Mae Shumway Enderly (October 30, 1871 – after May 1943) was an American clubwoman, harpist and entertainer on the lyceum platform, the Chautauqua circuit, and the vaudeville stage.

== Early life ==
Minnie Mae Shumway was born in Galesburg, Illinois, the daughter of Stephen Burroughs Shumway and Lydia Jane Streeter Shumway. She pursued training for the stage at the Frohman School for Expression in New York.

== Career ==
Mae Shumway moved to Nebraska with her family as a young woman, and taught school there.

Mae Shumway Enderly's performances for the lyceum, Chautauqua, and vaudeville audiences involved various costumes, singing, impersonating historical and cultural figures or giving dramatic readings, sometimes while also playing a small Irish harp. "I have spent weeks searching in the public libraries of Los Angeles and other cities," she explained about her material, "I am continually searching the best magazines and periodicals for authentic news so that I may improve my programs."

Enderly was popular with American audiences. In 1909 she toured with soprano Gloria Mayne-Windsor, as the Enderly-Windsor Company. For several years (at least 1909-1914) she gave a costumed dramatic reading called "The Spanish Student". During World War I she developed a sketch called "Brides of Our Allies" or "Peasant Brides", in which she wore wedding gowns from various European cultures, and discussed those traditions while she sang and played the harp. She presented a "tragic playlet" called "Ballard of Despair" to Los Angeles club audiences in 1917. She sang Irish songs and played harp in costume at the Ebell Club in Los Angeles for St. Patrick's Day in 1919. She recited "The Rubaiyat of Omar Khayyam" while wearing a "Persian costume" at the harp, or poems by Edgar Guest, with harp accompaniment she wrote.
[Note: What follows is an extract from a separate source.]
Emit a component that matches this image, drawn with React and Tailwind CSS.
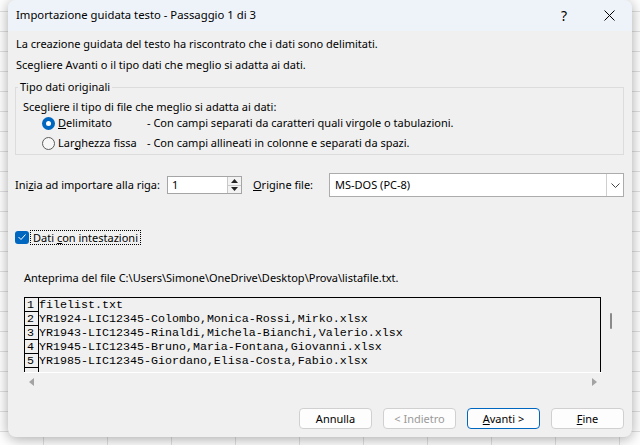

Enderly also played harp and gave her spoken presentations for radio audiences. As a prominent clubwoman, she was the official head hostess to Illinois attendees during the 1932 Summer Olympics in Los Angeles. In 1933 she was founder and president of the International Woman's Club of Los Angeles (formerly known as the Illinois-California Women's Breakfast Club).

== Personal life ==
Minnie Mae Shumway married lumber executive Frederick W. Enderly in Nebraska in 1892. They lived in southern California. They had two children, Richard Curtis Enderly (born 1895) and Venita Grace Enderly (1899-1901). Her son married dancer Pearl Eaton in 1931.